Well, the reformational movement, reformational-worldview-motivated activities and organizations, are vested in knowing and anticipating change, enuff so as to challenge its philosophical participants at work in other spheres such as the academy, challenging our philosophers to reflect on the theme of change most basically and perhaps universally, but noting the limits, the gravities, the boundedness of change, large and smal.

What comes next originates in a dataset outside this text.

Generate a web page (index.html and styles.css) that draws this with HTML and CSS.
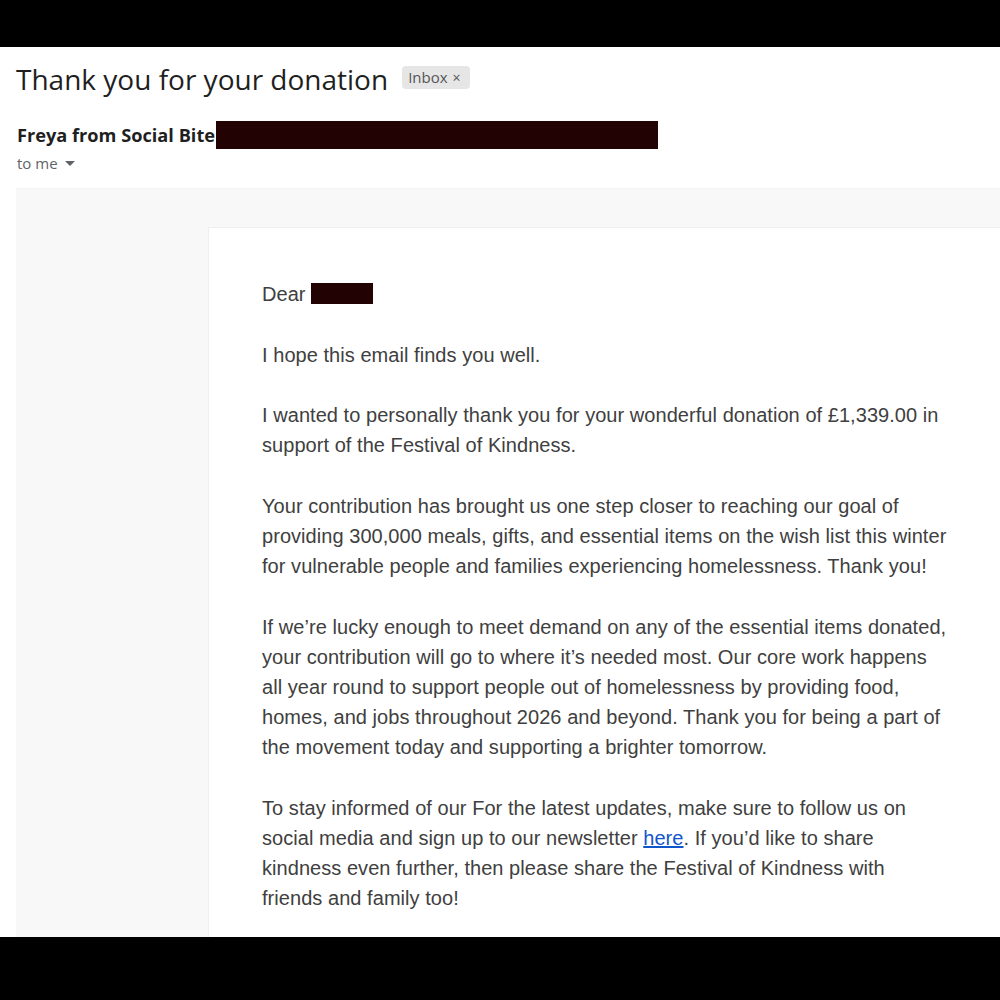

Well, via TsbD found his gem on the net in a series of articles on 'politics and culture' -- that series in particular want to monitor in future, but am simply going to depend on TsbD to consider the latest offering as worth passing on.  okay, Steve

[As you can see i'm having a hell of a time with my keyboard, several keys won't capitalize, and several keys split between signs will only give the bottomost sign, not the top, so essentially that entire key is gone.  The plus sign i use for long 'i's true vowel-dipthongs  is gone.  i don't know when i can repair it.]